At the start of the paper, under the heading, 'What you need to know,' they state:
"The Brexit vote reflected deep-seated anger about economic marginalisation, poverty and lack of opportunities. It is unacceptable that 14 million people are locked out and left behind by poverty as Britain prepares for Brexit. It is highly unlikely that leaving the European Union (EU) will solve these problems."
Not everyone in the UK lives in poverty, of course, it is the unfortunate lot of a significant minority, however concerns about our individual and total wealth is probably the single biggest factor behind our decision to leave, and poverty is the thick end of that wedge.
That might seem like an oversimplification but worries like an ever-more-stretched health service are, to a significant degree, worries about resources. Similarly, while immigration is also something that many people find important, ostensibly one of the drivers behind this is individuals' sense of personal or national economic strife.
Summarising its report, JRF says:
- Child poverty is set to increase across the country, and to affect poorer areas of the UK worst. This rise predates the Brexit vote and is driven by domestic decisions about housing, social security and the labour market. However, many of the worst-hit areas are also highly exposed to changes in trade with the EU and any loss of regional funding.
- There are increasingly strong risks of price rises, falls in real wages, lower employment and lower tax revenues as the UK-EU trading relationship becomes incrementally more distant.
- Poverty rates are not predicted to be greatly affected by Brexit; but this depends on future governments protecting low-income families from the effects of rising inflation by uprating benefits and tax credits to cover rising costs.
in short, things that are already getting worse will probably continue to get worse, but mostly faster.
The organisation asks that:
- Two years on from the vote to leave the EU, it is only right we unlock opportunities so more families are not left behind. The UK Government must deliver more affordable housing, better jobs and an improved social security system to meet the expectations of those who voted to leave the EU. The time and energy being spent on Brexit must not reduce our capacity to deliver a country that works for everyone after Brexit.
For anyone who is interested, this research looks at several different possible Brexits - labelled Norway, Turkey, Ukraine, Canada and No Deal, for their similarity to other nations' current arrangements with the EU, and all measured against the baseline (i.e. not leaving).
It is worth taking a look at their methodology and their findings in more detail, if you are interested.
The short version, however, is that for the poorest fifth of the population, their annual cost-of-living increase for households will range from just over £100 (Norway, when compared with baseline) to nearly £500 (No Deal).
Furthermore, this is based on some assumptions that could be considered kind about the leaving process: "[A] smooth exit from the EU, with no exchange rate shock at the time of leaving."
So, the reality could be worse.
It could also be better, but not by much: the paper also shows a comparative set of estimates based on "[A] ‘zero import tariff’ variant in which import tariffs are reduced to zero and the UK has agreed a comprehensive free trade deal with our largest non-EU trading partners: China and the US."

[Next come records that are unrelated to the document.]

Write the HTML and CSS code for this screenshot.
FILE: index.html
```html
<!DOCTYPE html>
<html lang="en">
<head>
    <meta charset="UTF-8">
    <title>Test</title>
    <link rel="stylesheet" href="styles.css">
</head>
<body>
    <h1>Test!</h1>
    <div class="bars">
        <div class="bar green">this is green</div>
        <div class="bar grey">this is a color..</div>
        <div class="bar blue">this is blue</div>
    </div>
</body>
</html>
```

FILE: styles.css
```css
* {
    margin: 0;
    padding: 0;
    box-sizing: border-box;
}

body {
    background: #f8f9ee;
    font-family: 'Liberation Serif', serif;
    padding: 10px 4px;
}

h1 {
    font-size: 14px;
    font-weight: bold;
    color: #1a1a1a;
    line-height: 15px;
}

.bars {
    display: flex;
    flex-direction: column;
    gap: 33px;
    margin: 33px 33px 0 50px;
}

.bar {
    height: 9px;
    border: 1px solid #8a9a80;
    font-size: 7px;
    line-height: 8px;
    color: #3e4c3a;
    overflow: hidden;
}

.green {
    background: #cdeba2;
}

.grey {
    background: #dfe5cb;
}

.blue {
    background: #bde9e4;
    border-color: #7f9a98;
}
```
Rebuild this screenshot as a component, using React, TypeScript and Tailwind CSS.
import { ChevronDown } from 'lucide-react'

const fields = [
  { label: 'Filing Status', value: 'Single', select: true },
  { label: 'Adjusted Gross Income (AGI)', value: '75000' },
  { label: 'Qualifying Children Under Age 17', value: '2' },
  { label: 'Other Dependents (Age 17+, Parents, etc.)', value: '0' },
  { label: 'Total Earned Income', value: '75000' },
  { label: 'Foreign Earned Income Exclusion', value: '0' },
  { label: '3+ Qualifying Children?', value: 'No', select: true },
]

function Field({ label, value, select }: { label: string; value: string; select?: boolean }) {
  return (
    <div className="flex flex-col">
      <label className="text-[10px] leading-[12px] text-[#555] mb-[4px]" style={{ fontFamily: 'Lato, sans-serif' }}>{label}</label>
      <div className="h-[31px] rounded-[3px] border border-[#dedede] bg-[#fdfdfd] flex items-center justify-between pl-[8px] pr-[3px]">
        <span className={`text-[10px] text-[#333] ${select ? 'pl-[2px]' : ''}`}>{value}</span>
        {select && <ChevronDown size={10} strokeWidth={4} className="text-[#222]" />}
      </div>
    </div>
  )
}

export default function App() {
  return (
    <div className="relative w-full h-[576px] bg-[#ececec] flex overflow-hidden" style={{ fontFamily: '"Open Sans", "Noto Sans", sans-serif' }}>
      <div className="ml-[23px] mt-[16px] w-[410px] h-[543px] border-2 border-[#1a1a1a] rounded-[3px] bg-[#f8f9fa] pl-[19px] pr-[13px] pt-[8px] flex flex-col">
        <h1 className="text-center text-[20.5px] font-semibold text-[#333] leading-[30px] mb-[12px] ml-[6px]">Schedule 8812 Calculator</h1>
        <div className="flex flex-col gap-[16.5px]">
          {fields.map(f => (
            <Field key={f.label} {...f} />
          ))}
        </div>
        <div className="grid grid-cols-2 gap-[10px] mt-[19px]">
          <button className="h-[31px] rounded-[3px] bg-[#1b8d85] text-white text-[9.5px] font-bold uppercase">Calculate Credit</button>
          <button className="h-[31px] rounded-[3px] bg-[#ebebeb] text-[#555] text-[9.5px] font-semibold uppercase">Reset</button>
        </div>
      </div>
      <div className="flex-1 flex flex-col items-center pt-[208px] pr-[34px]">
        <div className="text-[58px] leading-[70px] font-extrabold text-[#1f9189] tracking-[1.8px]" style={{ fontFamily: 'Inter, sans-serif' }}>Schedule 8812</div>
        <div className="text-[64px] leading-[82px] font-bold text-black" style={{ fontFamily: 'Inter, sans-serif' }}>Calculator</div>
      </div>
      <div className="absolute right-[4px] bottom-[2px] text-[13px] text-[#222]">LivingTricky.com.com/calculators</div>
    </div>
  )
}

Under that scenario, the cost-of-living rises for the poorest 20% of households are slightly lower, ranging from around £100 (Norway) to around £400 (Canada and No Deal).
In its conclusion, the JRF report states:
"Fourteen million people are trapped in poverty, and child poverty has risen over several years and is projected to keep increasing for the rest of this parliament. Our research shows that completing Brexit will not solve UK poverty; and remaining in the EU would not undo policies that will lead to higher poverty over the next few years. Rising poverty is primarily a result of domestic policy decisions and of the systems and markets that we have designed. The housing market, the labour market and our social security system lock people into low incomes, creating daily struggles to get by.
"The vote to leave the EU represented widespread anger and dissatisfaction across a number of issues, including low living standards and a lack of opportunities in some parts of the country. Delivering any brand of Brexit is highly unlikely to solve these problems. Our analysis suggests that poverty would be effectively addressed by increasing access to low-cost housing, increasing employment and earnings, and reforming Universal Credit…
"Our analysis suggests that the dissatisfaction that resulted in the Brexit vote reflected anger about economic marginalisation, poverty and lack of opportunities, as well as discomfort with immigration and the EU itself. This is the context in which the effects of Brexit will eventually be judged. This means making sure that everyone in our country has a decent standard of living."
If Brexit is going to be terrible, why did we leave? Misinformation? Xenophobia? Russian meddling designed to weaken the West? Fairytale politics from a ragtag caucus of blind zealots and mendacious chancers?
A cynical assessment could brand each of those as significant factors. The closeness of the June 2016 referendum result can lend weight to all sorts of counterfactual arguments about how, if X or Y had been different, then the result itself would have gone the other way.
However, even if it's all true, that does not explain away the underlying dissatisfaction with how the UK was faring. If nothing else, it is much simpler to snake oil to people who feel their life needs to change.
Too many people feel the nuts and bolts of the lives they are trying to build for themselves and their loved ones - job security, income growth compared with inflation, housing prices specifically, and so on - are increasingly hard to fit together sufficiently well.
These worries are not imaginary. Our local health service is in peril. Gas prices in Northern Ireland are going to rise by 12%. House prices are soaring (not a problem for everyone, admittedly, but very much a problem for some).
Where we've come from had significant problems. That where we are going could be the same, but worse, is a great shame indeed. But Brexit is not at the root of all our problems.